3. Click the Partner Search tab.
4. In the search box, enter the name of a 3rd party company (within all technologies) (for example, Polycom).
5. When the 3rd party company information displays, click the applicable links for more information.
Third-party devices get configured in Cisco Unified Communications Manager Administration, Phone Configuration.

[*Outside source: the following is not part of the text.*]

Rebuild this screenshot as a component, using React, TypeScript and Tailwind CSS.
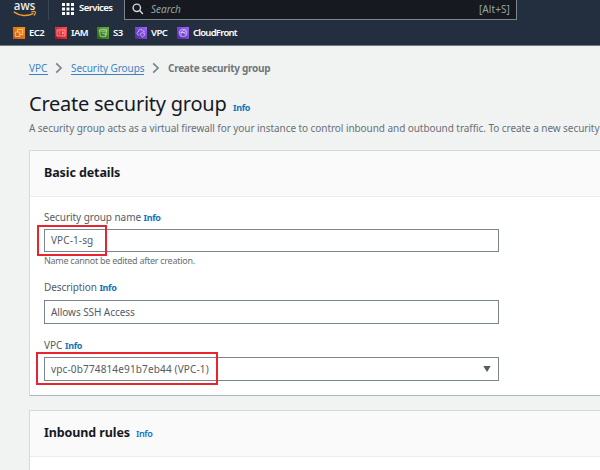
import type { ReactNode } from "react";

function Info({ className = "" }: { className?: string }) {
  return <span className={`font-bold tracking-[-0.35px] text-[#0f73bb] ${className}`}>Info</span>;
}

function ServiceIcon({ from, to, children }: { from: string; to: string; children: ReactNode }) {
  const id = "g" + from.slice(1);
  return (
    <svg viewBox="0 0 12 12" className="h-3 w-3 shrink-0" fill="none" stroke="#fff" strokeWidth="0.7" strokeOpacity="0.75">
      <defs>
        <linearGradient id={id} x1="0" y1="1" x2="1" y2="0">
          <stop offset="0" stopColor={from} />
          <stop offset="1" stopColor={to} />
        </linearGradient>
      </defs>
      <rect width="12" height="12" fill={`url(#${id})`} stroke="none" />
      {children}
    </svg>
  );
}

function Shortcut({ className, icon, label }: { className: string; icon: ReactNode; label: string }) {
  return (
    <div className={`flex shrink-0 items-center gap-[4px] ${className}`}>
      {icon}
      <span>{label}</span>
    </div>
  );
}

function Chevron() {
  return (
    <svg viewBox="0 0 8 12" className="h-3 w-2 shrink-0" fill="none" stroke="#7a8589" strokeWidth="1.7">
      <path d="M1.2 1.4 6 6 1.2 10.6" />
    </svg>
  );
}

function Header() {
  return (
    <header className="h-[46px] border-b border-[#707b81] bg-[#232f3e] text-white">
      <div className="flex h-5">
        <div className="flex w-[49px] shrink-0 border-r border-[#3b4654] pl-[13px]">
          <svg viewBox="0 0 24 18" className="h-[18px] w-6 overflow-visible">
            <text x="0.8" y="10" textLength="21.5" lengthAdjust="spacingAndGlyphs" fontSize="12" fontWeight="600" fill="#e8eaec" fontFamily="Open Sans, sans-serif">aws</text>
            <path d="M.8 11.9C6.5 16.2 14.5 16.6 20.6 13.3" fill="none" stroke="#f29a2e" strokeWidth="1.5" />
            <path d="M18.2 11.9c1.6-.5 3.6-.6 4.1 0 .4.7-.3 2.5-1.4 3.6" fill="none" stroke="#f29a2e" strokeWidth="1.1" />
          </svg>
        </div>
        <div className="flex w-[75px] shrink-0 pl-[13px]">
          <svg viewBox="0 0 12 12" className="mt-[3px] h-3 w-3 shrink-0" fill="#fff">
            {[0, 4.5, 9].map((y) => [0, 4.5, 9].map((x) => <rect key={`${x}-${y}`} x={x} y={y} width="3" height="3" />))}
          </svg>
          <span className="ml-[5px] text-[9.5px] leading-4 font-semibold tracking-[-0.55px]">Services</span>
        </div>
        <div className="flex h-5 w-[393px] shrink-0 border border-t-0 border-[#7c878b] bg-[#161920]">
          <svg viewBox="0 0 12 12" className="mt-[3px] ml-[7px] h-3 w-3 shrink-0" fill="none" stroke="#d5dbdb" strokeWidth="1.4">
            <circle cx="4.8" cy="4.8" r="3.7" />
            <path d="m7.6 7.6 3.3 3.3" />
          </svg>
          <span className="ml-[7px] text-[10px] leading-[18px] text-[#95a5a6] italic">Search</span>
          <span className="mr-[6px] ml-auto text-[10px] leading-[18px] tracking-[0.1px] text-[#95a5a6]">[Alt+S]</span>
        </div>
      </div>
      <nav className="flex h-[26px] items-center pl-[13px] text-[9.5px] leading-3 font-semibold tracking-[-0.6px]">
        <Shortcut className="w-[42px]" label="EC2" icon={
          <ServiceIcon from="#c8511b" to="#ff9900"><path d="M2.3 5h4.5v4.5H2.3zM4.5 5V2.5h5v5H6.8" /></ServiceIcon>
        } />
        <Shortcut className="w-[42px]" label="IAM" icon={
          <ServiceIcon from="#bd0816" to="#ff5252"><path d="M2 3h8v6H2zM3.5 5h2M3.5 7h2M7.8 4.5v3M7 6h1.7" /></ServiceIcon>
        } />
        <Shortcut className="w-[38px]" label="S3" icon={
          <ServiceIcon from="#1b660f" to="#6cae3e"><ellipse cx="6" cy="3.2" rx="3.6" ry="1" /><path d="m2.4 3.2.9 6q2.7 1.3 5.3 0l1-6M5 6l4.8 1.5" /></ServiceIcon>
        } />
        <Shortcut className="w-[42px]" label="VPC" icon={
          <ServiceIcon from="#4d27a8" to="#a166ff"><path d="M4.5 8H3.6C1.5 8 1.5 5 3.4 5 3.4 1.8 7.4 1.7 8 4.1c1 0 1.6.4 1.8 1.2M5.5 6.5l2-.8 2 .8c0 2-.7 2.8-2 3.5-1.4-.7-2-1.6-2-3.5z" /></ServiceIcon>
        } />
        <Shortcut className="tracking-[-0.75px]" label="CloudFront" icon={
          <ServiceIcon from="#4d27a9" to="#a267ff"><circle cx="6" cy="6" r="3.8" /><path d="M2.4 5c2 1 5 1 7-.5M4 9.2c-.5-3 1-5.6 3.8-6.5M4.5 4l4.7 3.8" /></ServiceIcon>
        } />
      </nav>
    </header>
  );
}

export default function App() {
  return (
    <div className="h-[470px] w-[600px] overflow-hidden bg-[#f1f3f3] font-['Noto_Sans','Open_Sans',sans-serif] whitespace-nowrap text-[#545b64]">
      <Header />
      <main className="pl-[29px]">
        <div className="flex h-[44px] items-center text-[10px] leading-3 text-[#3d83c0]">
          <span className="w-[19px] border-b border-[#3d83c0]">VPC</span>
          <span className="mr-[8px] ml-[7px] flex"><Chevron /></span>
          <span className="w-[73px] border-b border-[#3d83c0] tracking-[-0.07px]">Security Groups</span>
          <span className="mr-2 ml-2 flex"><Chevron /></span>
          <span className="font-bold tracking-[-0.27px] text-[#6f777b]">Create security group</span>
        </div>
        <div className="flex h-[30px] items-baseline">
          <h1 className="w-[197px] text-[20px] leading-[28px] tracking-[-0.24px] text-[#16191f]">Create security group</h1>
          <Info className="ml-[7px] text-[9px]" />
        </div>
        <p className="h-[30px] text-[10px] leading-4 tracking-[-0.062px] text-[#687078]">
          A security group acts as a virtual firewall for your instance to control inbound and outbound traffic. To create a new security
        </p>
        <section className="h-[246px] w-[580px] border border-[#d5dbdb] border-b-[#aab7b8] bg-white">
          <div className="h-[46px] border-b border-[#eaeded] bg-[#fafafa] pl-[14px] text-[12.5px] leading-[43px] font-bold tracking-[-0.1px] text-[#16191f]">
            Basic details
          </div>
          <div className="pt-[13px] pl-[14px] text-[10px]">
            <div className="h-[19px] leading-[14px] tracking-[-0.05px]">Security group name <Info className="text-[9px]" /></div>
            <div className="relative h-[23px] w-[455px] border border-[#7d868c] pl-[6px] leading-[21px] tracking-[0.1px]">
              VPC-1-sg
              <div className="absolute top-[-5px] left-[-8px] h-[31px] w-[70px] border-2 border-[#e8252f]" />
            </div>
            <div className="h-[27px] pt-[3px] text-[9px] leading-3 tracking-[-0.27px] text-[#687078]">Name cannot be edited after creation.</div>
            <div className="mt-[1px] h-[20px] leading-[14px] tracking-[-0.08px]">Description <Info className="text-[9px]" /></div>
            <div className="h-[24px] w-[455px] border border-[#7d868c] pl-[6px] leading-[22px] tracking-[-0.07px]">Allows SSH Access</div>
            <div className="mt-[14px] h-[19px] leading-[14px]">VPC <Info className="text-[9px]" /></div>
            <div className="relative flex h-[24px] w-[455px] items-center justify-between border border-[#7d868c] pr-[7px] pl-[6px]">
              <span className="tracking-[0.15px]">vpc-0b774814e91b7eb44 (VPC-1)</span>
              <svg viewBox="0 0 8 6" className="h-[6px] w-2" fill="#545b64"><path d="M.3 0h7.4L4 6z" /></svg>
              <div className="absolute top-[-6px] left-[-9px] h-[33px] w-[182px] border-2 border-[#e8252f]" />
            </div>
          </div>
        </section>
        <section className="mt-[14px] h-[120px] w-[580px] border border-[#d5dbdb] bg-white">
          <div className="flex h-[46px] items-baseline border-b border-[#eaeded] bg-[#fafafa] pl-[14px] text-[12.5px] leading-[43px] font-bold tracking-[-0.1px] text-[#16191f]">
            Inbound rules <Info className="ml-[6px] text-[9px] !font-semibold" />
          </div>
        </section>
      </main>
    </div>
  );
}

See Third-Party SIP Endpoints for the list of supported device types.
For licensing requirements, see Third-Party SIP Endpoints.
The following limitations apply:
- Advanced presentation sharing and security interoperability is supported only between two TelePresence Interop Protocol (TIP) capable endpoints.
- H239 presentation sharing and H235 security are supported only between two H323 endpoints.
- For ensure optimal resolution between the two endpoints, the protocol on the endpoints and the trunk should be identical; for example, SIP point-to-point endpoints connected by a SIP trunk.
- Locations-based CAC only for interoperability with TelePresence
- Ad hoc and Meet-Me conferencing support CUVC and MeetingPlace software media servers. Because the conferencing bridges support SCCP and the endpoints support SIP or H323, resolution may be limited to standard definition.
- Cisco Intercompany Media Engine (IME) is not supported between Cisco Unified Communications Manager endpoints and Telepresence.